4.4. Nog daargelaten of verzoeker aan gedaagde ontslag had mogen geven of had dienen te volstaan met een wijzigingsbesluit, levert dit voor uitbetaling van de bezoldiging over de 20 werkzame uren geen essentieel verschil op. Voorts zal een (tijdelijke) toewijzing van de TOR, zeker gedurende de eerste jaren, relatief geringe financiële en organisatorische implicaties met zich brengen. De voorzieningenrechter ziet dan ook niet in dat uitvoering van de aangevallen uitspraken zal leiden tot voor verzoeker(s organisatie) onoverkomelijke (financiële) problemen of onverantwoorde risico’s in de situatie waarin verzoeker zich geplaatst zal zien in geval van een voor hem gunstige uitspraak in de hoofdzaak. De voorzieningen- rechter is derhalve van oordeel dat er geen sprake is van het vereiste spoedeisend belang.

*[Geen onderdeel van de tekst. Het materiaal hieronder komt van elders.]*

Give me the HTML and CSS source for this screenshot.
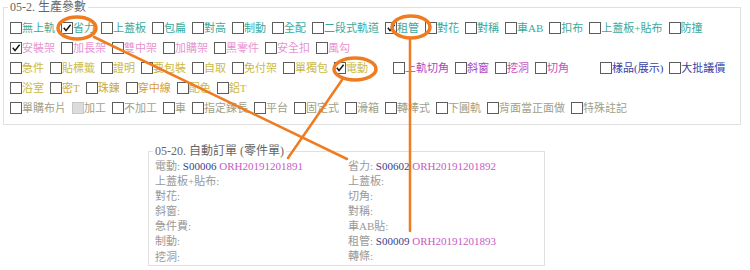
FILE: index.html
```html
<!DOCTYPE html>
<html lang="zh-Hant">
<head>
    <meta charset="UTF-8">
    <title>生產參數</title>
    <link rel="stylesheet" href="styles.css">
</head>
<body>
    <div class="page">
        <fieldset class="params">
            <legend>05-2. 生產參數</legend>
            <div class="row">
                <label class="opt teal"><span class="cb"></span>無上軌</label>
                <label class="opt teal"><span class="cb on"><svg viewBox="0 0 10 10"><path d="M1.8 4.8 L4 7.6 L8.6 1.8"/></svg></span>省力</label>
                <label class="opt teal"><span class="cb"></span>上蓋板</label>
                <label class="opt teal"><span class="cb"></span>包扁</label>
                <label class="opt teal"><span class="cb"></span>對高</label>
                <label class="opt teal"><span class="cb"></span>制動</label>
                <label class="opt teal"><span class="cb"></span>全配</label>
                <label class="opt teal"><span class="cb"></span>二段式軌道</label>
                <label class="opt teal"><span class="cb on"><svg viewBox="0 0 10 10"><path d="M1.8 4.8 L4 7.6 L8.6 1.8"/></svg></span>租管</label>
                <label class="opt teal"><span class="cb"></span>對花</label>
                <label class="opt teal"><span class="cb"></span>對稱</label>
                <label class="opt teal"><span class="cb"></span>車AB</label>
                <label class="opt teal"><span class="cb"></span>扣布</label>
                <label class="opt teal"><span class="cb"></span>上蓋板+貼布</label>
                <label class="opt teal"><span class="cb"></span>防撞</label>
            </div>
            <div class="row">
                <label class="opt pink"><span class="cb on"><svg viewBox="0 0 10 10"><path d="M1.8 4.8 L4 7.6 L8.6 1.8"/></svg></span>安裝架</label>
                <label class="opt pink"><span class="cb"></span>加長架</label>
                <label class="opt pink"><span class="cb"></span>雙中架</label>
                <label class="opt pink"><span class="cb"></span>加購架</label>
                <label class="opt pink"><span class="cb"></span>黑零件</label>
                <label class="opt pink"><span class="cb"></span>安全扣</label>
                <label class="opt pink"><span class="cb"></span>風勾</label>
            </div>
            <div class="row">
                <label class="opt gold"><span class="cb"></span>急件</label>
                <label class="opt gold"><span class="cb"></span>貼標籤</label>
                <label class="opt gold"><span class="cb"></span>證明</label>
                <label class="opt gold"><span class="cb"></span>要包裝</label>
                <label class="opt gold"><span class="cb"></span>自取</label>
                <label class="opt gold"><span class="cb"></span>免付架</label>
                <label class="opt gold"><span class="cb"></span>單獨包</label>
                <label class="opt gold"><span class="cb on"><svg viewBox="0 0 10 10"><path d="M1.8 4.8 L4 7.6 L8.6 1.8"/></svg></span>電動</label>
                <label class="opt purple group-cut"><span class="cb"></span>上軌切角</label>
                <label class="opt purple"><span class="cb"></span>斜窗</label>
                <label class="opt magenta"><span class="cb"></span>挖洞</label>
                <label class="opt magenta"><span class="cb"></span>切角</label>
                <label class="opt blue group-sample"><span class="cb"></span>樣品(展示)</label>
                <label class="opt blue"><span class="cb"></span>大批議價</label>
            </div>
            <div class="row">
                <label class="opt gold"><span class="cb"></span>浴室</label>
                <label class="opt amber"><span class="cb"></span>密T</label>
                <label class="opt ochre"><span class="cb"></span>珠鍊</label>
                <label class="opt orange"><span class="cb"></span>穿中線</label>
                <label class="opt gold"><span class="cb"></span>配色</label>
                <label class="opt gold"><span class="cb"></span>鋁T</label>
            </div>
            <div class="row">
                <label class="opt olive"><span class="cb"></span>單購布片</label>
                <label class="opt olive"><span class="cb off"></span>加工</label>
                <label class="opt olive"><span class="cb"></span>不加工</label>
                <label class="opt olive"><span class="cb"></span>車</label>
                <label class="opt olive"><span class="cb"></span>指定鍊長</label>
                <label class="opt olive"><span class="cb"></span>平台</label>
                <label class="opt olive"><span class="cb"></span>固定式</label>
                <label class="opt olive"><span class="cb"></span>滑箱</label>
                <label class="opt olive"><span class="cb"></span>轉棒式</label>
                <label class="opt olive"><span class="cb"></span>下圓軌</label>
                <label class="opt olive"><span class="cb"></span>背面當正面做</label>
                <label class="opt olive"><span class="cb"></span>特殊註記</label>
            </div>
        </fieldset>

        <fieldset class="auto-order">
            <legend>05-20. 自動訂單 (零件單)</legend>
            <div class="order-grid">
                <div class="line">電動: <span class="sku">S00006</span> <span class="ord">ORH20191201891</span></div>
                <div class="line">省力: <span class="sku">S00602</span> <span class="ord">ORH20191201892</span></div>
                <div class="line">上蓋板+貼布:</div>
                <div class="line">上蓋板:</div>
                <div class="line">對花:</div>
                <div class="line">切角:</div>
                <div class="line">斜窗:</div>
                <div class="line">對稱:</div>
                <div class="line">急件費:</div>
                <div class="line">車AB貼:</div>
                <div class="line">制動:</div>
                <div class="line">租管: <span class="sku">S00009</span> <span class="ord">ORH20191201893</span></div>
                <div class="line last">挖洞:</div>
                <div class="line">轉條:</div>
            </div>
        </fieldset>

        <!-- hand-drawn annotation marks -->
        <svg class="marks" width="750" height="270" viewBox="0 0 750 270">
            <ellipse cx="77" cy="28" rx="19" ry="11"/>
            <ellipse cx="411" cy="27" rx="19" ry="11"/>
            <ellipse cx="355" cy="69" rx="21" ry="11"/>
            <line x1="94" y1="37" x2="347" y2="159"/>
            <line x1="410" y1="38" x2="410" y2="231"/>
            <line x1="342" y1="80" x2="288" y2="158"/>
        </svg>
    </div>
</body>
</html>
```

FILE: styles.css
```css
body {
    margin: 0;
    background: #fff;
    font-family: 'Liberation Serif', 'Noto Sans CJK TC', serif;
}
.page {
    position: relative;
    width: 750px;
    height: 270px;
    overflow: hidden;
}
fieldset {
    box-sizing: border-box;
    border: 1px solid #e0e0e0;
    min-width: 0;
}
legend {
    font-size: 12px;
    line-height: 14px;
    color: #666;
    padding: 0 2px;
    margin-left: -2px;
}
.params {
    width: 738px;
    margin: 0 0 0 3px;
    padding: 4px 6px 6px;
}
.row {
    display: flex;
    gap: 6px;
    height: 20px;
    align-items: center;
}
.opt {
    display: flex;
    align-items: center;
    font-size: 11px;
    line-height: 14px;
    white-space: nowrap;
}
.cb {
    display: inline-block;
    width: 10px;
    height: 10px;
    border: 1px solid #5c5c5c;
    background: #fff;
    margin-top: -1px;
}
.cb svg {
    display: block;
    width: 10px;
    height: 10px;
}
.cb svg path {
    fill: none;
    stroke: #111;
    stroke-width: 1.5;
}
.cb.off {
    background: #dcdcdc;
    border-color: #c8c8c8;
}
.group-cut {
    margin-left: 19px;
}
.group-sample {
    margin-left: 25px;
}
.teal { color: #3aaa9c; }
.pink { color: #e893d2; }
.gold { color: #cbba46; }
.amber { color: #d4a843; }
.ochre { color: #c6a845; }
.orange { color: #d99c36; }
.purple { color: #ab46c8; }
.magenta { color: #c850bd; }
.blue { color: #3642a4; }
.olive { color: #a2a086; }

.auto-order {
    width: 397px;
    margin: 19px 0 0 148px;
    padding: 1px 6px 0;
}
.order-grid {
    display: grid;
    grid-template-columns: 193px auto;
}
.line {
    height: 15px;
    line-height: 15px;
    font-size: 11px;
    color: #999;
    white-space: nowrap;
}
.line.last {
    margin-top: 1px;
}
.sku { color: #383c88; }
.ord { color: #c75ac4; }

.marks {
    position: absolute;
    left: 0;
    top: 0;
    pointer-events: none;
}
.marks ellipse,
.marks line {
    fill: none;
    stroke: #f07c22;
    stroke-linecap: round;
}
.marks ellipse {
    stroke-width: 3.5;
}
.marks line {
    stroke-width: 2.5;
}
```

4.5. Op grond van het vorenstaande komt de voorzieningenrechter tot de conclusie dat het verzoek tot het treffen van een voorlopige voorziening kennelijk ongegrond is.
5. De voorzieningenrechter acht geen termen aanwezig om toepassing te geven aan artikel 8:75 van de Awb. Beslist wordt daarom als volgt.
De voorzieningenrechter van de Centrale Raad van Beroep,
Wijst het verzoek om toepassing van artikel 8:81 van de Awb af.
Aldus gegeven door mr. K. Zeilemaker, in tegenwoordigheid van mr. L.N. Nijhuis als griffier, en in het openbaar uitgesproken op 23 juni 2005.